Es una pereza intelectual de difícil calificación si tenemos en cuenta que no se trata de una crisis migratoria sino de algo mucho más serio. La falta de sensibilidad de las autoridades catalanas ante el drama humanitario provocado por Rabat no tiene justificación posible, por más que estén por la independencia. Aun y teniendo un Estado propio deberían haberse sentido interpelados por las tremendas imágenes que viajaron por todo el mundo y por esa forma innoble de hacer política.

Pero, además, si hay alguien que no puede ignorar la carga de profundidad que acompañaba al desafío del régimen magrebí son precisamente los gobernantes catalanes, aunque sea por puro egoísmo. En diversas poblaciones de la autonomía se han producido incidentes de orden público por la presencia de menores extranjeros no acompañados.

La provincia de Barcelona fue el escenario del 22% de las detenciones y muertes de yihadistas en España entre 2013 y 2017, pese a que solo albergaba al 17% de la población musulmana. Una desproporción que tenía que ver con el peor atentado perpetrado en Cataluña, el del 17 de agosto de 2017, que costó la vida de 24 personas. (A las 16 víctimas inocentes hemos de añadir los ocho terroristas que fueron abatidos por la policía o que murieron en la explosión de Alcanar, una suma que extrañamente nunca se hace, pero que, al hacerla, la barbarie de las Ramblas supera en muertes a la firmada por ETA en Hipercor 30 años antes y que costó 21 vidas).

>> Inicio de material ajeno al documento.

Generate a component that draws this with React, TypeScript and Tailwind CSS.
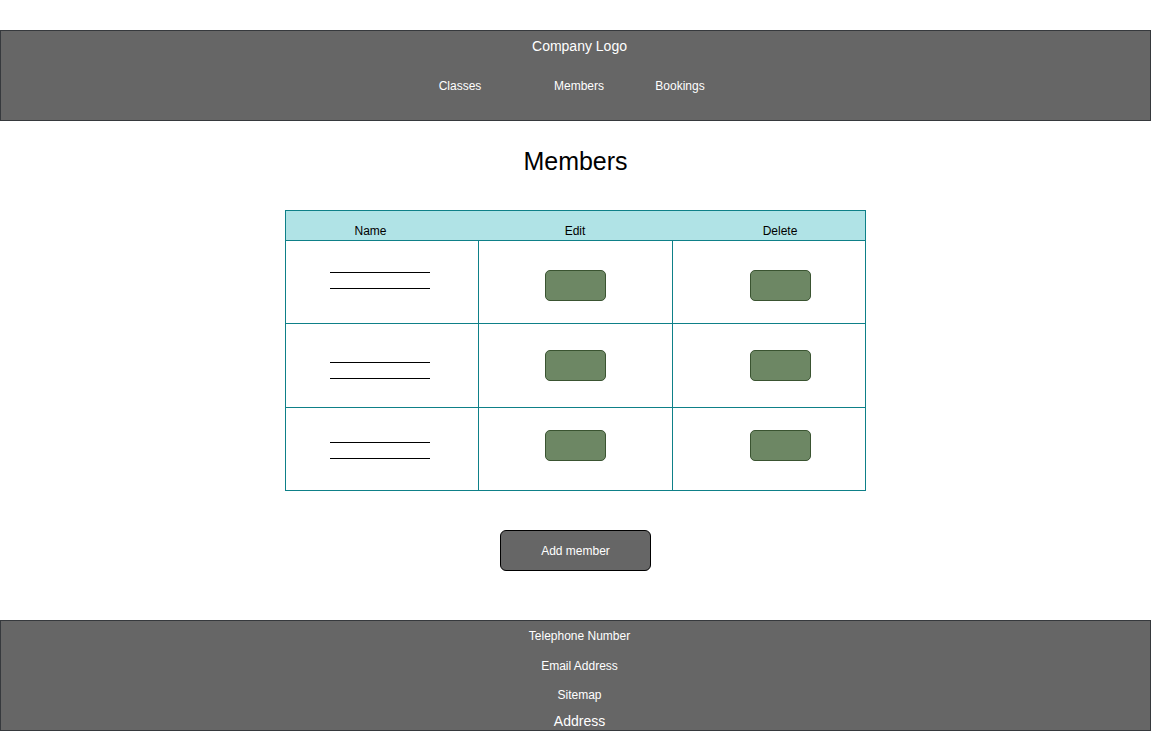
import React from 'react';

const rows = [
    { lineTop: 'pt-[31px]', btnTop: 'pt-[29px]' },
    { lineTop: 'pt-[38px]', btnTop: 'pt-[26px]' },
    { lineTop: 'pt-[34px]', btnTop: 'pt-[22px]' },
];

const GreenButton: React.FC = () => (
    <div className="w-[61px] h-[31px] rounded-[5px] bg-[#6d8764] border border-[#3a5431]"></div>
);

const App: React.FC = () => {
    return (
        <div className="w-[1151px] h-[731px] bg-white pt-[30px] font-['Liberation_Sans',Arial,sans-serif] overflow-hidden">
            {/* Header */}
            <header className="h-[91px] bg-[#666666] border border-[#36393d] text-white">
                <div className="pt-[7px] pl-[8px] text-center text-[14px] leading-[16px]">Company Logo</div>
                <nav className="mt-[25px] flex text-[12px] leading-[14px]">
                    <span className="ml-[409px] w-[100px] text-center">Classes</span>
                    <span className="ml-[19px] w-[100px] text-center">Members</span>
                    <span className="ml-[1px] w-[100px] text-center">Bookings</span>
                </nav>
            </header>

            <h1 className="mt-[26px] text-center text-[25px] leading-[28px] text-black">Members</h1>

            {/* Members table */}
            <div className="mt-[35px] mx-auto w-[581px] border border-[#0e8088] text-black">
                <div className="h-[29px] bg-[#b0e3e6] grid grid-cols-[169px_240px_170px] text-[12px] leading-[14px] pt-[13px]">
                    <span className="text-center">Name</span>
                    <span className="text-center">Edit</span>
                    <span className="text-center">Delete</span>
                </div>
                {rows.map((row, i) => (
                    <div
                        key={i}
                        className={`grid grid-cols-[192px_194px_193px] border-t border-[#0e8088] ${i === 1 ? 'h-[84px]' : 'h-[83px]'}`}
                    >
                        <div className={row.lineTop}>
                            <div className="ml-[44px] w-[100px] h-px bg-black"></div>
                            <div className="ml-[44px] mt-[15px] w-[100px] h-px bg-black"></div>
                        </div>
                        <div className={`border-l border-[#0e8088] pl-[66px] ${row.btnTop}`}>
                            <GreenButton />
                        </div>
                        <div className={`border-l border-[#0e8088] pl-[77px] ${row.btnTop}`}>
                            <GreenButton />
                        </div>
                    </div>
                ))}
            </div>

            <div className="mt-[39px] flex justify-center">
                <button className="w-[151px] h-[41px] rounded-[6px] bg-[#666666] border border-black text-white text-[12px] leading-[14px]">
                    Add member
                </button>
            </div>

            {/* Footer */}
            <footer className="mt-[49px] h-[111px] bg-[#666666] border border-[#36393d] text-white pl-[8px] text-center">
                <div className="pt-[8px] text-[12px] leading-[14px]">Telephone Number</div>
                <div className="mt-[16px] text-[12px] leading-[14px]">Email Address</div>
                <div className="mt-[15px] text-[12px] leading-[14px]">Sitemap</div>
                <div className="mt-[11px] text-[14px] leading-[16px]">Address</div>
            </footer>
        </div>
    );
};

export default App;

Sorprende que la Generalitat adopte esa postura displicente cuando los 10 terroristas de agosto de 2017 que procedían de Ripoll y de Ribes de Freser eran yihadistas marroquíes, nueve de ellos jóvenes, que se habían beneficiado del programa antiexclusión de inmigrantes de la Generalitat, de los que siete habían cursado secundaria y seis habían estudiado o estudiaban formación profesional. Dos de ellos nacidos en España y los otros siete llegados a Cataluña de niños, según los datos recogidos por el Real Instituto Elcano. Todos perfectamente integrados en la Cataluña catalana, según la perspectiva de ese nacionalismo convergente que lo todo lo fía al idioma.

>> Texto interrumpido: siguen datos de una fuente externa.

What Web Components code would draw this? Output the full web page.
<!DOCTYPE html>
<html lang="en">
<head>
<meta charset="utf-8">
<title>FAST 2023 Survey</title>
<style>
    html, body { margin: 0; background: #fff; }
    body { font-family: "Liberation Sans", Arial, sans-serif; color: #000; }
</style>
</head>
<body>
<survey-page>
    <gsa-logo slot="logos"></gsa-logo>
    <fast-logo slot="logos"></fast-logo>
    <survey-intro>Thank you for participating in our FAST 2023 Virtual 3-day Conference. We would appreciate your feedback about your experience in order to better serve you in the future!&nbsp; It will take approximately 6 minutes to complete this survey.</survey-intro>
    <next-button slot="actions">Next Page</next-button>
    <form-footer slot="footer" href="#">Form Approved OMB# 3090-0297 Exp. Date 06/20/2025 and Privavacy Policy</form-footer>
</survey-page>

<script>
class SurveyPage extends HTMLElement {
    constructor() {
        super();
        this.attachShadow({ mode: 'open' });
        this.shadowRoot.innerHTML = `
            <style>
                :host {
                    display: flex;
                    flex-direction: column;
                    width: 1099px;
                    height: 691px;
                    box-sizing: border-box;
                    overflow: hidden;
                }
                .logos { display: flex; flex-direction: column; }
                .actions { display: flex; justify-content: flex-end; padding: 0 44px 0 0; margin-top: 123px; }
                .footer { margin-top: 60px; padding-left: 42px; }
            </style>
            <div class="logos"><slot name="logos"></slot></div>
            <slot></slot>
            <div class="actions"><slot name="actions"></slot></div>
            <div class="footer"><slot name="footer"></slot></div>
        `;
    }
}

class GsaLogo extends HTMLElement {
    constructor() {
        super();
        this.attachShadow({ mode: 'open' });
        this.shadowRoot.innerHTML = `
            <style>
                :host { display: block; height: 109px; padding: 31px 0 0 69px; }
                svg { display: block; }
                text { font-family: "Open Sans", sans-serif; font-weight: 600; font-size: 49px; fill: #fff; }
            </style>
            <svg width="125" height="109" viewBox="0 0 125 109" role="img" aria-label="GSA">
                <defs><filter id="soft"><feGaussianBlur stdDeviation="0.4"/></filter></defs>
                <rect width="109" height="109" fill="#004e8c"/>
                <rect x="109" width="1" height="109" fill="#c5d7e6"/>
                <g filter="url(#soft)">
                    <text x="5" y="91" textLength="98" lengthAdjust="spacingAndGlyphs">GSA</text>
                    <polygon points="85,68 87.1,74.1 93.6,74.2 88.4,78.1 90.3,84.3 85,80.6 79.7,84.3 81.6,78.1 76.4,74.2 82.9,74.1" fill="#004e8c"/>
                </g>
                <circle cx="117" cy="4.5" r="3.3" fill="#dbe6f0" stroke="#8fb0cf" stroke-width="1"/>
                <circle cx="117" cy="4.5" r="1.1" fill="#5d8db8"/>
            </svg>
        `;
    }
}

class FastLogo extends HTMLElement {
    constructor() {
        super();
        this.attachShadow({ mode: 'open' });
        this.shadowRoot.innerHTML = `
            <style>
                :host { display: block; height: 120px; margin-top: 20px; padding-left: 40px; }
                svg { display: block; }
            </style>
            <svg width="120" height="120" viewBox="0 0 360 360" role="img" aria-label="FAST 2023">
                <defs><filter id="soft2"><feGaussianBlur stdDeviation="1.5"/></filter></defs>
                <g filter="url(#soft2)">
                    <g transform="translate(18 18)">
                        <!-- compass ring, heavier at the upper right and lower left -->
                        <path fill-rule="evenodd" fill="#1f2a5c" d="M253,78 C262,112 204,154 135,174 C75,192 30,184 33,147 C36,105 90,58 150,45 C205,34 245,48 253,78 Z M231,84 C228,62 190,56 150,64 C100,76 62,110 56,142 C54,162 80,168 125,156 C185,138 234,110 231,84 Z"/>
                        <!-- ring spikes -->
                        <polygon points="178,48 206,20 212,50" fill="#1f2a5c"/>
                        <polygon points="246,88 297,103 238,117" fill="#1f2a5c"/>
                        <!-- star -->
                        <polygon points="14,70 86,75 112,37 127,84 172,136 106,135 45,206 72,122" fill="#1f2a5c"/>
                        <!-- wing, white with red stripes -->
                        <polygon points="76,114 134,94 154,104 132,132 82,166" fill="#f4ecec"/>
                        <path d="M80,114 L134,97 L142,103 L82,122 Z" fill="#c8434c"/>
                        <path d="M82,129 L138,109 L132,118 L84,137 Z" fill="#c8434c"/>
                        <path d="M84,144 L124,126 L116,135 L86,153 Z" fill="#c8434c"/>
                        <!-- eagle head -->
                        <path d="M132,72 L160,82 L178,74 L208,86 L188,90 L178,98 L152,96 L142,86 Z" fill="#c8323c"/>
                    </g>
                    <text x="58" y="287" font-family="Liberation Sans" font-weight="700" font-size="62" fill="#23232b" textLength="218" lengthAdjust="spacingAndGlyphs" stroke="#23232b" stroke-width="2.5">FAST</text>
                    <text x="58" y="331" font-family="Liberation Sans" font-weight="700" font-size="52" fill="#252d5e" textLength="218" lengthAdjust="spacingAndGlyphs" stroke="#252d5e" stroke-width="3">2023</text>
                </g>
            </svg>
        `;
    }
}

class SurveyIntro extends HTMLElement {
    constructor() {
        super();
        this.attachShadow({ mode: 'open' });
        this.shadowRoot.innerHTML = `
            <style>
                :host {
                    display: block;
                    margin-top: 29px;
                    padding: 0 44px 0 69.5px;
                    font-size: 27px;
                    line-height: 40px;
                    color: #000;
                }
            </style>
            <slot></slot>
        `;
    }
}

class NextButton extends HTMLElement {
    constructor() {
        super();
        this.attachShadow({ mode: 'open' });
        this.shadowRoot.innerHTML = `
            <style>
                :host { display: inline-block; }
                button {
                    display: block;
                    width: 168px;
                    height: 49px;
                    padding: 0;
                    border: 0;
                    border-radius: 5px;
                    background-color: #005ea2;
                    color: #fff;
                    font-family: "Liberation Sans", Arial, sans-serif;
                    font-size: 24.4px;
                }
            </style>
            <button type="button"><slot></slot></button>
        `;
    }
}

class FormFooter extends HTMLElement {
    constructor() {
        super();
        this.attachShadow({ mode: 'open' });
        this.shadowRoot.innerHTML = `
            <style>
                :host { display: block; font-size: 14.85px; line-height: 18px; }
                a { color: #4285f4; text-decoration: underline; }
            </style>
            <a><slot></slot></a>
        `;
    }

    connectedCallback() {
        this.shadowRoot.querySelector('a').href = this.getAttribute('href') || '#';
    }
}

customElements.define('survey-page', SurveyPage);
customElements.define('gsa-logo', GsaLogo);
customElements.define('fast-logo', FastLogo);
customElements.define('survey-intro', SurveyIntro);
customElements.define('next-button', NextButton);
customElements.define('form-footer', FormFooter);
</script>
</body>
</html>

No se trata de demonizar a nadie, en absoluto, sino de recordar algo muy importante que la política catalana ha decidido borrar de su memoria.

Carles Puigdemont, más desinhibido que Budó, vinculó de forma directa la crisis de Ceuta con las colonias españolas en territorio africano. Su único afán es el descrédito del Estado español, pero olvida que era él precisamente su máximo representante en Cataluña cuando se produjo el 17-A, del que los servicios secretos de Estados Unidos habían alertado a los Mossos d'Esquadra dos meses antes.

El lunes pasado una tertuliana de RAC1 lo resumía con mucha más claridad que el prófugo y que la consellera cesante. “Os podéis imaginar lo que me importa a mí la unidad de España”, decía al hablar del asalto a la frontera africana. Un alarde de desprecio de quien está tan cegado por el odio que no ve la escasa distancia que separa a Ripoll de Ceuta.